Lord Chief Justice sits in judicial review of Charity Commission's actions

The case being heard today concerns the regulator's actions over the funding of the advocacy group Cage by the Joseph Rowntree Charitable Trust

Lord Thomas, the Lord Chief Justice
Lord Thomas, the Lord Chief Justice

The judicial review of the Charity Commission's actions over the funding of the advocacy group Cage by the Joseph Rowntree Charitable Trust is being heard by the Lord Chief Justice, Lord Thomas, and Mr Justice Ouseley in the High Court today.

The case has its roots in a press conference earlier this year when a representative of Cage suggested that Mohammed Emwazi, believed to be the Islamic State executioner known as "Jihadi John", had been "a beautiful young man" until he was radicalised by the attentions of the British security services.

This prompted the Charity Commission to contact charities that had funded Cage, which is not a charity, asking for assurances that they would not fund it again. After what it described as "intense regulatory pressure", the JRCT gave an undertaking that it would not fund Cage "now or in the future".

In July Cage was granted an application for judicial review of its claim that the commission, in communications with the JRCT that required unequivocal assurances about the funding of Cage, was fettering the discretion of the charity's trustees and exceeding its powers in law.

The commission, in documents submitted to the court, argues that the assurances it sought were voluntary and were not made under its formal enforcement powers.

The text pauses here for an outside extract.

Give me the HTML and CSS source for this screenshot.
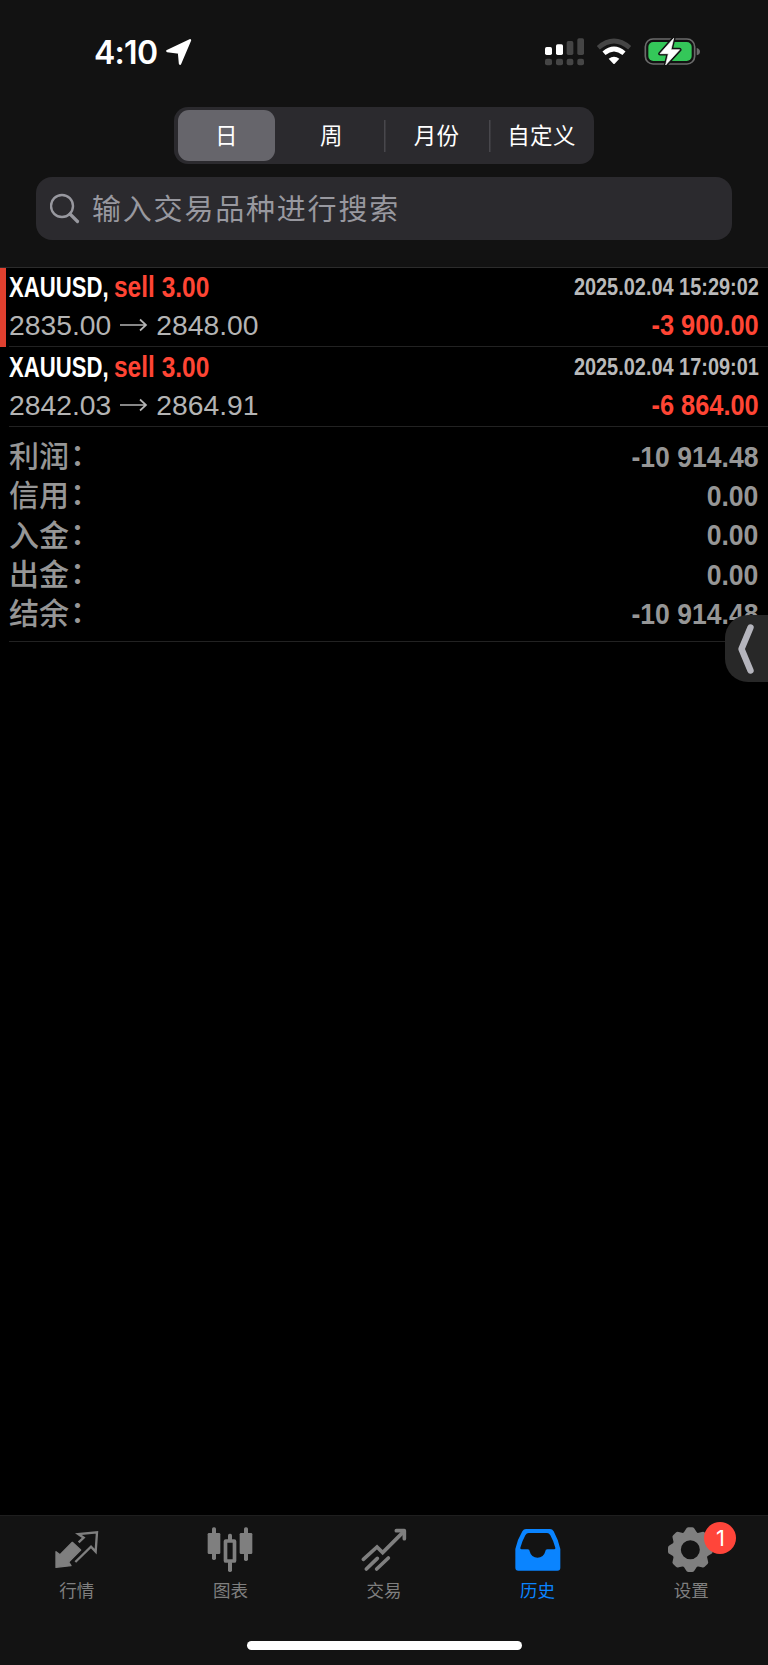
FILE: index.html
```html
<!DOCTYPE html>
<html lang="zh-CN">
<head>
    <meta charset="UTF-8">
    <meta name="viewport" content="width=device-width, initial-scale=1.0">
    <title>历史</title>
    <link rel="stylesheet" href="styles.css">
</head>
<body>
    <header class="header">
        <div class="status-bar">
            <span class="time">4:10</span>
            <svg class="location" width="26" height="26" viewBox="0 0 78 78"><path d="M72 4 42 74 39 41 4 36Z" fill="#fff" stroke="#fff" stroke-width="7" stroke-linejoin="round"/></svg>
            <svg class="signal" width="40" height="28" viewBox="0 0 120 84">
                <g fill="#fff"><rect x="0" y="27" width="21" height="24" rx="5"/><rect x="33" y="19" width="21" height="32" rx="5"/></g>
                <g fill="#454545"><rect x="65" y="9" width="20" height="42" rx="5"/><rect x="97" y="1" width="20" height="50" rx="5"/><rect x="0" y="62" width="21" height="20" rx="6"/><rect x="33" y="62" width="21" height="20" rx="6"/><rect x="65" y="62" width="20" height="20" rx="6"/><rect x="97" y="62" width="20" height="20" rx="6"/></g>
            </svg>
            <svg class="wifi" width="36" height="28" viewBox="0 0 108 84">
                <path d="M7 29Q54-11 101 29" fill="none" stroke="#454545" stroke-width="14"/>
                <path d="M24 46Q54 20 84 46" fill="none" stroke="#fff" stroke-width="14"/>
                <path d="M38 62Q54 50 70 62L56 77Q54 79 52 77Z" fill="#fff"/>
            </svg>
            <svg class="battery" width="57" height="30" viewBox="0 0 171 90">
                <rect x="4" y="6" width="148" height="75" rx="23" fill="none" stroke="#6b6b6b" stroke-width="5"/>
                <rect x="13" y="15" width="130" height="57" rx="15" fill="#34c759"/>
                <path d="M158 33Q168 36 168 44T158 55Z" fill="#6b6b6b"/>
                <path d="M89 4 48 50H73L65 84 107 38H81Z" fill="#fff" stroke="#121212" stroke-width="11" stroke-linejoin="round"/>
                <path d="M89 4 48 50H73L65 84 107 38H81Z" fill="#fff" stroke="#fff" stroke-width="2" stroke-linejoin="round"/>
            </svg>
        </div>
        <div class="segments">
            <div class="segment active"><span>日</span></div>
            <div class="segment">周</div>
            <div class="segment divided">月份</div>
            <div class="segment divided">自定义</div>
        </div>
        <div class="search">
            <svg width="30" height="32" viewBox="0 0 30 32"><circle cx="12" cy="13" r="11" fill="none" stroke="#98989f" stroke-width="2.4"/><path d="M20 21 27.5 28.5" stroke="#98989f" stroke-width="3.2" stroke-linecap="round"/></svg>
            <span>输入交易品种进行搜索</span>
        </div>
    </header>

    <main class="history">
        <div class="deal marked">
            <div class="line">
                <div class="title"><span class="symbol">XAUUSD,</span><span class="side">sell 3.00</span></div>
                <span class="date">2025.02.04 15:29:02</span>
            </div>
            <div class="line">
                <span class="prices">2835.00 <svg width="29" height="14" viewBox="0 0 29 14"><path d="M1 7H27M21 1.5 27 7 21 12.5" fill="none" stroke="#b4b4b4" stroke-width="1.7"/></svg> 2848.00</span>
                <span class="profit">-3 900.00</span>
            </div>
        </div>
        <div class="deal">
            <div class="line">
                <div class="title"><span class="symbol">XAUUSD,</span><span class="side">sell 3.00</span></div>
                <span class="date">2025.02.04 17:09:01</span>
            </div>
            <div class="line">
                <span class="prices">2842.03 <svg width="29" height="14" viewBox="0 0 29 14"><path d="M1 7H27M21 1.5 27 7 21 12.5" fill="none" stroke="#b4b4b4" stroke-width="1.7"/></svg> 2864.91</span>
                <span class="profit">-6 864.00</span>
            </div>
        </div>
        <div class="summary">
            <div class="total"><span class="label">利润<i>：</i></span><span class="amount">-10 914.48</span></div>
            <div class="total"><span class="label">信用<i>：</i></span><span class="amount">0.00</span></div>
            <div class="total"><span class="label">入金<i>：</i></span><span class="amount">0.00</span></div>
            <div class="total"><span class="label">出金<i>：</i></span><span class="amount">0.00</span></div>
            <div class="total"><span class="label">结余<i>：</i></span><span class="amount">-10 914.48</span></div>
        </div>
    </main>

    <div class="side-handle">
        <svg width="18" height="54" viewBox="0 0 18 54"><path d="M13.5 5.5 4.5 27 13.5 48.5" fill="none" stroke="#b5b5bd" stroke-width="6.4" stroke-linecap="round" stroke-linejoin="round"/></svg>
    </div>

    <footer class="footer">
        <nav class="tabs">
            <div class="tab">
                <svg width="50" height="50" viewBox="0 0 150 150">
                    <path d="M80 52 95 38 79 27 135 22 131 80 117 65 70 111" fill="none" stroke="#7f7f7f" stroke-width="7"/>
                    <path d="M12 127V80L24 89 61 52 86 75 50 111 57 122Z" fill="#7f7f7f" stroke="#7f7f7f" stroke-width="4" stroke-linejoin="round"/>
                </svg>
                <span>行情</span>
            </div>
            <div class="tab">
                <svg width="50" height="50" viewBox="0 0 150 150">
                    <g fill="#7f7f7f"><rect x="8" y="24" width="38" height="63" rx="4"/><rect x="21" y="7" width="12" height="98" rx="5"/><rect x="104" y="24" width="38" height="63" rx="4"/><rect x="117" y="7" width="12" height="101" rx="5"/><rect x="69" y="26" width="12" height="24" rx="5"/><rect x="69" y="108" width="12" height="33" rx="5"/></g>
                    <rect x="61.5" y="48" width="27" height="60" rx="1" fill="none" stroke="#7f7f7f" stroke-width="11"/>
                </svg>
                <span>图表</span>
            </div>
            <div class="tab">
                <svg width="50" height="50" viewBox="0 0 150 150">
                    <g fill="none" stroke="#7f7f7f" stroke-width="11" stroke-linecap="round"><path d="M13 103 54 66 71 83 134 20"/><path d="M22 132 55 100M53 132 88 99"/><path d="M112 17H136V41" stroke-linejoin="round"/></g>
                </svg>
                <span>交易</span>
            </div>
            <div class="tab active">
                <svg width="50" height="50" viewBox="0 0 150 150">
                    <path fill="#0a84ff" fill-rule="evenodd" d="M7 72Q14 42 28 19 32 12 39 12H111Q118 12 122 19 135 42 142 72V128Q142 137 133 137H16Q7 137 7 128ZM26 73Q21 73 22 68 28 47 37 31 41 24 47 24H102Q108 24 112 31 121 47 127 68 128 73 123 73H103Q97 73 97 79A24 24 0 0 1 50 79Q50 73 44 73Z"/>
                </svg>
                <span>历史</span>
            </div>
            <div class="tab">
                <svg width="50" height="50" viewBox="0 0 150 150">
                    <defs><path id="tooth" d="M50 28 60 12Q62 7 67 7H79Q84 7 86 12L96 28Z"/></defs>
                    <circle cx="73" cy="74" r="41.5" fill="none" stroke="#7f7f7f" stroke-width="26"/>
                    <g fill="#7f7f7f"><use href="#tooth"/><use href="#tooth" transform="rotate(45 73 74)"/><use href="#tooth" transform="rotate(90 73 74)"/><use href="#tooth" transform="rotate(135 73 74)"/><use href="#tooth" transform="rotate(180 73 74)"/><use href="#tooth" transform="rotate(225 73 74)"/><use href="#tooth" transform="rotate(270 73 74)"/><use href="#tooth" transform="rotate(315 73 74)"/></g>
                </svg>
                <span>设置</span>
                <b class="badge">1</b>
            </div>
        </nav>
        <div class="home-indicator"></div>
    </footer>
</body>
</html>
```
FILE: styles.css
```css
* {
    box-sizing: border-box;
}

body {
    margin: 0;
    height: 1665px;
    display: flex;
    flex-direction: column;
    position: relative;
    overflow: hidden;
    background: #000;
    color: #fff;
    font-family: "Liberation Sans", "Noto Sans CJK SC", sans-serif;
}

svg {
    display: block;
    flex: none;
}

.header {
    height: 268px;
    background: #121212;
    border-bottom: 1px solid #2c2c2c;
}

.status-bar {
    height: 107px;
    padding: 0 67px 3px 94px;
    display: flex;
    align-items: center;
}

.time {
    width: 72px;
    font-family: Inter, sans-serif;
    font-size: 32px;
    font-weight: 600;
    letter-spacing: -0.7px;
    white-space: nowrap;
}

.signal {
    margin-left: auto;
}

.wifi {
    margin-left: 11px;
}

.battery {
    margin-left: 12px;
}

.segments {
    width: 420px;
    height: 57px;
    margin: 0 auto;
    display: grid;
    grid-template-columns: repeat(4, 1fr);
    background: #2b2a2e;
    border-radius: 14px;
}

.segment {
    padding-bottom: 4px;
    display: flex;
    align-items: center;
    justify-content: center;
    font-size: 22.5px;
    letter-spacing: 0.3px;
}

.segment.active {
    padding: 3px 4px;
}

.segment.active span {
    width: 100%;
    height: 100%;
    padding-bottom: 4px;
    display: flex;
    align-items: center;
    justify-content: center;
    background: #66656b;
    border-radius: 11px;
}

.segment.divided {
    background: linear-gradient(#48474c, #48474c) left center / 1.5px 32px no-repeat;
}

.search {
    height: 63px;
    margin: 13px 36px 0;
    padding-left: 14px;
    display: flex;
    align-items: center;
    background: #2b2a2e;
    border-radius: 16px;
    color: #98989f;
    font-size: 29px;
    letter-spacing: 1.8px;
}

.search span {
    margin-left: 12px;
    padding-bottom: 4px;
}

.history {
    flex: 1;
}

.deal {
    height: 80px;
    padding: 1px 9px 0 9px;
    background: linear-gradient(#222, #222) 9px bottom / 100% 1px no-repeat;
}

.deal.marked {
    height: 79px;
    padding: 0 9px 0 3px;
    border-left: 6px solid #e0402f;
    background-position: 3px bottom;
}

.line {
    height: 38px;
    display: flex;
    align-items: center;
    justify-content: space-between;
    white-space: nowrap;
}

/* condensed bold figures */
.symbol,
.side,
.date,
.profit,
.amount {
    display: block;
    font-weight: bold;
    transform-origin: right center;
}

.title {
    display: flex;
    font-size: 29.5px;
}

.symbol {
    width: 105px;
    transform: scaleX(0.75);
    transform-origin: left center;
}

.side {
    transform: scaleX(0.83);
    transform-origin: left center;
}

.side,
.profit {
    color: #ff4534;
}

.date {
    color: #b9b9b9;
    font-size: 24px;
    transform: scaleX(0.83);
}

.prices {
    display: flex;
    align-items: center;
    gap: 8px;
    color: #b4b4b4;
    font-size: 28.3px;
}

.profit {
    font-size: 29.5px;
    transform: scaleX(0.86);
}

.summary {
    height: 215px;
    margin-left: 9px;
    padding: 10px 10px 0 0;
    border-bottom: 1px solid #222;
}

.total {
    height: 39.3px;
    display: flex;
    align-items: center;
    justify-content: space-between;
    color: #969696;
    font-size: 30px;
}

.label {
    padding-bottom: 5px;
    font-weight: 500;
}

.label i {
    font-style: normal;
    position: relative;
    left: 1px;
    top: -2px;
}

.amount {
    transform: scaleX(0.885);
}

.side-handle {
    position: absolute;
    top: 615px;
    right: 0;
    width: 43px;
    height: 67px;
    padding-left: 12px;
    display: flex;
    align-items: center;
    background: #282828;
    border-radius: 23px 0 0 23px;
}

.footer {
    height: 150px;
    background: #131313;
    border-top: 1px solid #1e1e1e;
}

.tabs {
    height: 125px;
    padding-top: 9px;
    display: grid;
    grid-template-columns: repeat(5, 1fr);
}

.tab {
    position: relative;
    display: flex;
    flex-direction: column;
    align-items: center;
    color: #7f7f7f;
    font-size: 17.5px;
    line-height: 24px;
}

.tab span {
    margin-top: 4px;
}

.tab.active {
    color: #0a84ff;
}

.badge {
    position: absolute;
    top: -3px;
    left: 90px;
    width: 32px;
    height: 32px;
    border-radius: 50%;
    background: #ff453a;
    color: #fff;
    font: 22px/32px Inter, sans-serif;
    text-align: center;
}

.home-indicator {
    width: 275px;
    height: 9px;
    margin: 0 auto;
    border-radius: 5px;
    background: #fff;
}
```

If the JRCT had declined to give them, the commission says it could not have compelled their production, although it might subsequently have considered opening a statutory inquiry and taking further regulatory action that would have compelled compliance.

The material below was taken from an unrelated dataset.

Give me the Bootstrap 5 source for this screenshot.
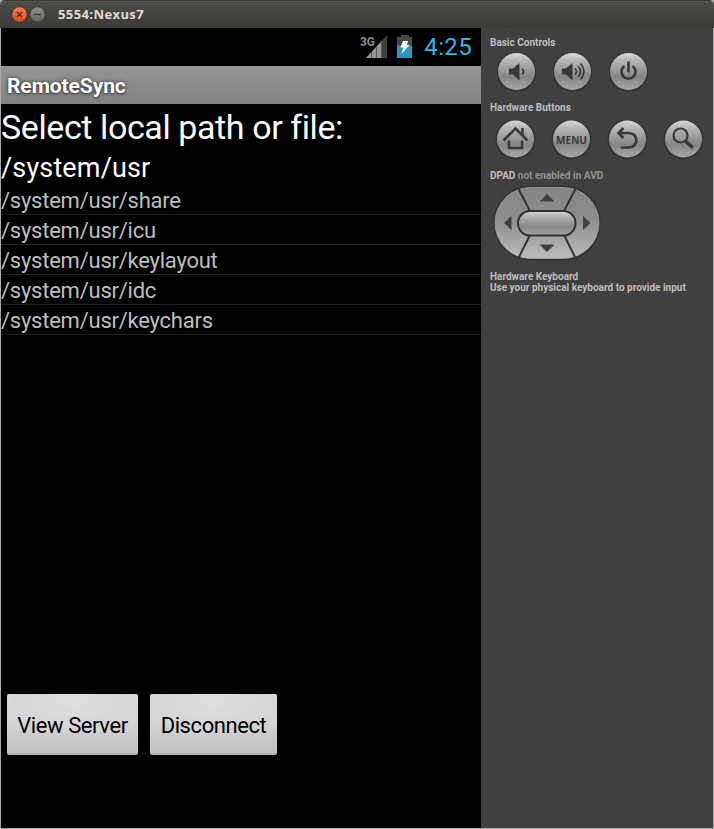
<!DOCTYPE html>
<html lang="en">
<head>
<meta charset="utf-8">
<title>5554:Nexus7</title>
<link href="https://cdn.jsdelivr.net/npm/bootstrap@5.3.0/dist/css/bootstrap.min.css" rel="stylesheet">
<style>
body{font-family:Roboto,"Liberation Sans",sans-serif;background:#aaa9a7;width:714px;height:829px;overflow:hidden}
.titlebar{height:28px;padding-left:11px;background:linear-gradient(#3a3935 0,#3a3935 1px,#65635d 1px,#4c4b45 2px,#3c3b37 28px);border-radius:5px 5px 0 0}
.win-name{font:bold 13px "Noto Sans","Open Sans",sans-serif;color:#dfdbd2;margin-left:11px;line-height:28px;letter-spacing:.4px}
.win-name{display:inline-block;font-family:"Open Sans","Noto Sans",sans-serif}
.main{height:800px;margin:0 1px}
.device{width:480px;background:#000;color:#fff}
.status{height:38px;padding-right:9px}
.clock{font-size:24px;line-height:40px;color:#33b5e5;margin-left:10px;letter-spacing:.35px}
.app-title{height:38px;line-height:40px;padding-left:6px;font-size:21px;font-weight:700;letter-spacing:-.08px;background:linear-gradient(#999599 0,#929292 5px,#868686 30px,#828182);text-shadow:0 0 4px #333,0 1px 2px #444}
.heading{font-size:34px;line-height:46px;height:46px;letter-spacing:-.4px}
.path{font-size:27px;line-height:36px;height:35px;letter-spacing:.15px}
.entry{height:30px;line-height:32px;font-size:22px;letter-spacing:-.24px;color:#bebebe;border-bottom:1px solid #222;white-space:nowrap}
.actions{padding:0 6px 73px;gap:12px}
.tile{height:61px;border-radius:2px;background:radial-gradient(ellipse 90px 36px at 50% 8px,#e0dfe0,#d7d5d7 60%,transparent),linear-gradient(#e5e4e5,#c6c5c6 52px,#c2c1c2 58px,#aaa);color:#000;font-size:22px;padding:0;line-height:63px;letter-spacing:-.42px}
.tile-view{width:131px}
.tile-disconnect{width:127px}
.controls{width:232px;background:#404040;color:#bebebe;padding:9px 0 0 9px;font-size:10px;font-weight:700;line-height:11px}
.knobs{gap:12px}
.knobs-basic{padding:2px 0 0 5px;margin-bottom:8px}
.knobs-hardware{padding:4px 0 0 4px;margin-bottom:9px}
.dim{color:#929292}
.pad{display:block;margin:1px 0 7px}
</style>
</head>
<body>
<header class="titlebar d-flex align-items-center">
<svg width="36" height="18" viewBox="0 0 36 18"><defs><linearGradient id="red" x2="0" y2="1"><stop stop-color="#f58462"/><stop offset="1" stop-color="#dd4a1c"/></linearGradient><linearGradient id="grey" x2="0" y2="1"><stop stop-color="#92918a"/><stop offset="1" stop-color="#64635d"/></linearGradient></defs>
<circle cx="8.5" cy="9.500" r="7.7" fill="url(#red)" stroke="#33322e" stroke-width=".8"/><path d="M6 7l5 5m0-5l-5 5" stroke="#5a2515" stroke-width="1.2"/><circle cx="26.5" cy="9.500" r="7.7" fill="url(#grey)" stroke="#33322e" stroke-width=".8"/><path d="M23 9.5h7" stroke="#32312e" stroke-width="1.2"/></svg>
<span class="win-name">5554:Nexus7</span>
</header>
<main class="main d-flex">
<section class="device d-flex flex-column">
<div class="status d-flex justify-content-end align-items-center">
<svg width="54" height="28" viewBox="0 0 54 28"><text x="0" y="12.500" font-family="Roboto" font-size="12.500" font-weight="700" textLength="15" lengthAdjust="spacingAndGlyphs" fill="#898989">3G</text>
<path d="M6 25L27 2V25Z" fill="#404040"/><path d="M6 25L22 7.500V25Z" fill="#969696"/><path d="M11.500 19v6M16.500 14v11M21.500 9v16" stroke="#555"/>
<path d="M37 4h4V2h8v2h3v9H37z" fill="#484848"/><path d="M37 12.500h15V25H37z" fill="#3096be"/><path d="M43 8h5l-1 4h2.500l-8 9 2-6.500H40.500z" fill="#fff"/></svg>
<span class="clock">4:25</span></div>
<div class="app-title">RemoteSync</div>
<div class="heading">Select local path or file:</div>
<div class="path">/system/usr</div>
<div class="flex-grow-1">
<div class="entry">/system/usr/share</div><div class="entry">/system/usr/icu</div><div class="entry">/system/usr/keylayout</div><div class="entry">/system/usr/idc</div><div class="entry">/system/usr/keychars</div>
</div>
<div class="actions d-flex"><button class="tile tile-view border-0">View Server</button><button class="tile tile-disconnect border-0">Disconnect</button></div>
</section>
<aside class="controls">
<div>Basic Controls</div>
<div class="knobs knobs-basic d-flex">
<svg width="44" height="44" viewBox="-21.500 -21.500 44 44"><defs><linearGradient id="knob" x2="0" y2="1"><stop stop-color="#dadada"/><stop offset=".18" stop-color="#b9b9b9"/><stop offset=".65" stop-color="#858585"/><stop offset="1" stop-color="#a8a8a8"/></linearGradient><g id="base"><circle cy=".5" r="20" fill="#343434"/><circle r="18.500" fill="url(#knob)"/></g></defs><use href="#base"/><path d="M-7.500-3h4L3-8.500V9l-6.500-6h-4z" fill="#383838"/><path d="M5.500-3q3 3 0 6" fill="none" stroke="#383838" stroke-width="1.700"/></svg>
<svg width="44" height="44" viewBox="-21.500 -21.500 44 44"><use href="#base"/><path d="M-10.500-3h4L0-8.500V9l-6.500-6h-4z" fill="#383838"/><path d="M2.500-3q3 3 0 6M5.500-5.500q5 5.500 0 11M8-8q7 8 0 16" fill="none" stroke="#383838" stroke-width="1.700"/></svg>
<svg width="44" height="44" viewBox="-21.500 -21.500 44 44"><use href="#base"/><path d="M-4-5.500A7 7 0 1 0 4-5.500M0-10V1" fill="none" stroke="#383838" stroke-width="2.600"/></svg>
</div>
<div>Hardware Buttons</div>
<div class="knobs knobs-hardware d-flex">
<svg width="44" height="44" viewBox="-21.500 -22 44 44"><use href="#base"/><path d="M-12 1.500L0-10.500L12 1.500M7-11v7M-6.500 1.500V9h13V1.500" fill="none" stroke="#383838" stroke-width="2.500"/></svg>
<svg width="44" height="44" viewBox="-21.500 -22 44 44"><use href="#base"/><text x="-15.500" y="5" font-family="Open Sans" font-size="11" font-weight="700" textLength="31" lengthAdjust="spacingAndGlyphs" fill="#383838">MENU</text></svg>
<svg width="44" height="44" viewBox="-21.500 -22 44 44"><use href="#base"/><path d="M-4-11L-9-6L-4-1M-9-6H1C11.500-6 11.500 8.500 1 8.500H-7" fill="none" stroke="#383838" stroke-width="2.600"/></svg>
<svg width="44" height="44" viewBox="-21.500 -22 44 44"><use href="#base"/><circle cx="-3" cy="-3.500" r="7" fill="none" stroke="#383838" stroke-width="2.200"/><path d="M2 2L9.500 9" stroke="#383838" stroke-width="3.500"/></svg>
</div>
<div>DPAD <span class="dim">not enabled in AVD</span></div>
<svg class="pad" width="116" height="82" viewBox="490 182 116 82"><defs><linearGradient id="dpad" x2="0" y2="1"><stop stop-color="#858585"/><stop offset=".45" stop-color="#8d8d8d"/><stop offset="1" stop-color="#bcbcbc"/></linearGradient></defs>
<rect x="493.500" y="185.500" width="107" height="75" rx="37" fill="#303030"/><rect x="495" y="187.500" width="104" height="71" rx="35.500" fill="url(#dpad)" stroke="#aaa" stroke-width=".7"/><path d="M518 188l12 23M576 188l-12 23M530 235l-12 24M564 235l12 24" stroke="#333" stroke-width="2"/><rect x="518" y="211" width="57.500" height="24.500" rx="12.200" fill="url(#knob)" stroke="#303030" stroke-width="2"/><path d="M547 194l7.500 7.500h-15zM547 252l7.500-7.500h-15zM504 223l7.500-7v14zM590.500 223l-7.500-7v14z" fill="#404040"/></svg>
<div>Hardware Keyboard<br>Use your physical keyboard to provide input</div>
</aside>
</main>
<script src="https://cdn.jsdelivr.net/npm/bootstrap@5.3.0/dist/js/bootstrap.bundle.min.js"></script>
</body>
</html>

The JRCT, represented in the case as an interested party, has submitted a document to the court in which it says that the commission’s action cannot be fairly seen just as advice to the trustees: "It was characterised at the time as a mandatory requirement to comply with the Charity Commission’s view of their fiduciary duties." The document says the commission "cannot lawfully require trustees to fetter their future exercise of fiduciary discretion as to what may be in a charity’s best interests in the light of future developments."

Cage is represented by David Gottlieb, whose entry on the website of Thomas More Chambers describes him as "arguing the highest cases at the highest level" and "noted for defending high-profile terrorism and fraud cases". He defended Michael Adebolajo, one of two men convicted of murdering the soldier Lee Rigby in Woolwich in May 2013.

The JRCT is represented by Helen Mountfield QC, who is described by Chambers, a guide to lawyers and law firms, as "expert in the questions of the operation of human rights in public law".

Chambers says that Julian Milford, representing the Charity Commission, acts mainly for the government in "high-profile freedom of information request cases. He is a specialist in employment law, public law and information law."

After permission was given in July for the judicial review, a spokeswoman for the Charity Commission said: "We look forward to explaining to the court why the commission’s engagement with these charities was firmly within our powers."

Zoe Nicola of HMA Solicitors, representing Cage, said at that time: "The case raises major constitutional issues on whether the commission can require assurances from charities not to spend private money in support of controversial causes."

The hearing is expected to last a day, with a reserved judgment.